Exploring the contribution of innovation intermediaries to the new product development (NPD) process: a typology and an empirical study
Article first published online: 3 MAR 2014
© 2014 RADMA and John Wiley & Sons Ltd
Volume 45, Issue 2, pages 126–146, March 2015
How to Cite
Colombo, G., Dell'Era, C. and Frattini, F. (2015), Exploring the contribution of innovation intermediaries to the new product development (NPD) process: a typology and an empirical study. R&D Management, 45: 126–146. doi: 10.1111/radm.12056
- Issue published online: 11 FEB 2015
- Article first published online: 3 MAR 2014
In the ‘knowledge economy’ upheld by the European Lisbon strategy, knowledge-intensive services are considered a key driver for innovation and competitiveness. A category of knowledge-intensive services that has become of utmost importance in the last few decades is new product development (NPD) services, which interconnect distant knowledge domains with the client firms. In addition to NPD service providers, web-based innovation intermediaries have started to help innovative firms access dispersed bodies of knowledge. Despite the heterogeneity of their characteristics, however, a clear typology of the strategies used by traditional NPD service providers and web-based intermediaries to interact with their knowledge sources and with their clients is missing. This typology would be very useful for those firms that are willing to collaborate with innovation intermediaries because it could highlight the typologies of NPD problems different intermediaries are apt to address and the managerial challenges that working with them entails. Developing such a classification framework is the main goal of this paper.

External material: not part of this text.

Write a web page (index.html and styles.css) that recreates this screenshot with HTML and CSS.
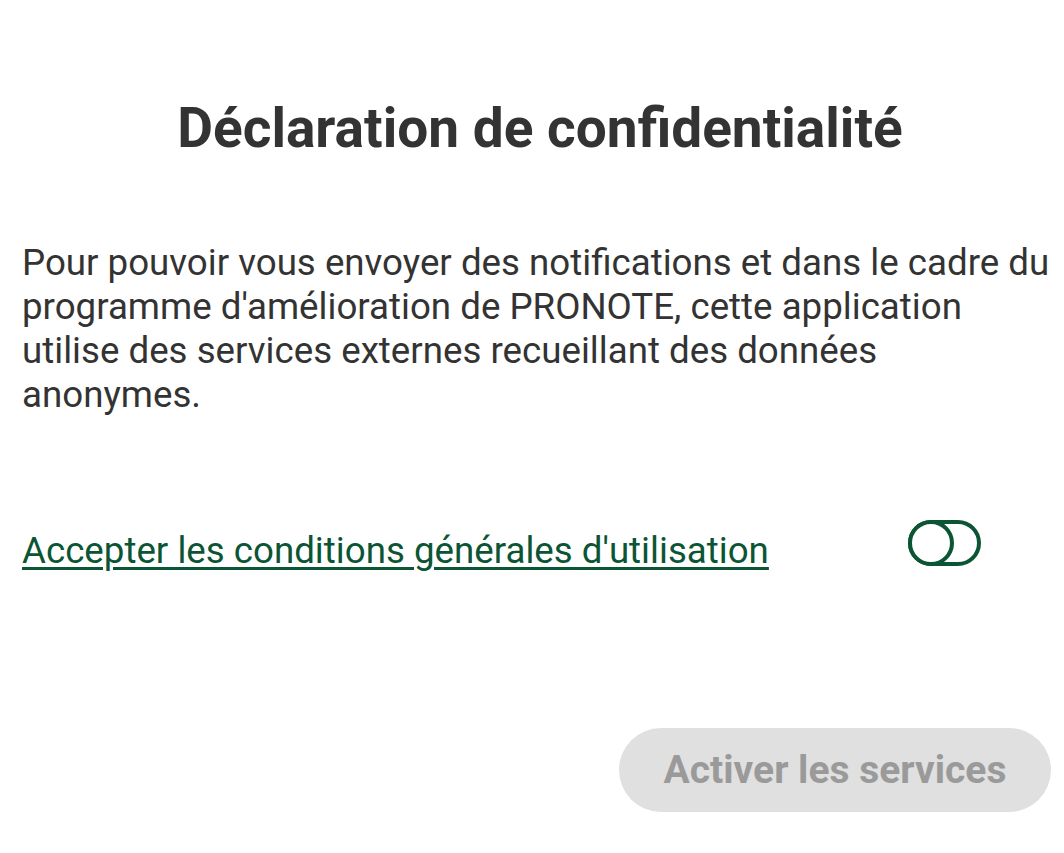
FILE: index.html
```html
<!DOCTYPE html>
<html lang="fr">
<head>
<meta charset="utf-8">
<link rel="stylesheet" href="styles.css">
</head>
<body>
<main class="page">
  <h1 class="title">Déclaration de confidentialité</h1>
  <p class="intro">Pour pouvoir vous envoyer des notifications et dans le cadre du programme d'amélioration de PRONOTE, cette application utilise des services externes recueillant des données anonymes.</p>
  <div class="accept-row">
    <a class="cgu-link" href="#">Accepter les conditions générales d'utilisation</a>
    <span class="toggle" role="switch" aria-checked="false"><span class="knob"></span></span>
  </div>
  <div class="actions">
    <button class="activate" disabled>Activer les services</button>
  </div>
</main>
</body>
</html>
```
FILE: styles.css
```css
html, body {
  margin: 0;
  padding: 0;
  background: #ffffff;
}
body {
  font-family: Roboto, "Liberation Sans", sans-serif;
  color: #333333;
}
.page {
  padding: 0 6px 0 22px;
  display: flex;
  flex-direction: column;
}
.title {
  margin: 96px 0 0 0;
  text-align: center;
  font-size: 55px;
  font-weight: 700;
  line-height: 64px;
  color: #333333;
}
.intro {
  margin: 81px 0 0 0;
  font-size: 36.7px;
  line-height: 44px;
  color: #333333;
}
.accept-row {
  margin-top: 112px;
  display: flex;
  align-items: center;
  justify-content: space-between;
  padding-right: 77px;
}
.cgu-link {
  font-size: 36.7px;
  line-height: 44px;
  color: #0b5535;
  text-decoration: underline;
  text-decoration-thickness: 3px;
  text-underline-offset: 4px;
}
.toggle {
  box-sizing: border-box;
  width: 73px;
  height: 46px;
  border: 4px solid #0b5535;
  border-radius: 23px;
  position: relative;
  margin-top: -16px;
}
.knob {
  position: absolute;
  left: -4px;
  top: -4px;
  box-sizing: border-box;
  width: 46px;
  height: 46px;
  border: 4px solid #0b5535;
  border-radius: 50%;
  background: #ffffff;
}
.actions {
  margin-top: 155px;
  display: flex;
  justify-content: flex-end;
  padding-right: 7px;
}
.activate {
  width: 432px;
  height: 84px;
  border: none;
  border-radius: 42px;
  background: #e0e0e0;
  color: #9a9a9a;
  font-family: Roboto, "Liberation Sans", sans-serif;
  font-size: 39px;
  font-weight: 700;
}
```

The typology proposed in this paper suggests that innovation intermediaries should be distinguished based on the following: (1) the way they access their distributed knowledge sources and (2) the way they deliver value to their clients. By combining these two dimensions, four categories of innovation intermediaries are identified, which are named brokers, mediators, collectors and connectors. A multiple case study analysis involving four innovation intermediaries and 12 of their clients is presented in the paper. The analysis provides exploratory insights into (1) the typologies of NPD problems that each class of intermediaries addresses and (2) the managerial challenges that working with each of them entails. These preliminary findings call for further theoretical and empirical research into the complex interaction among innovation intermediaries, their dispersed sources of knowledge and their clients.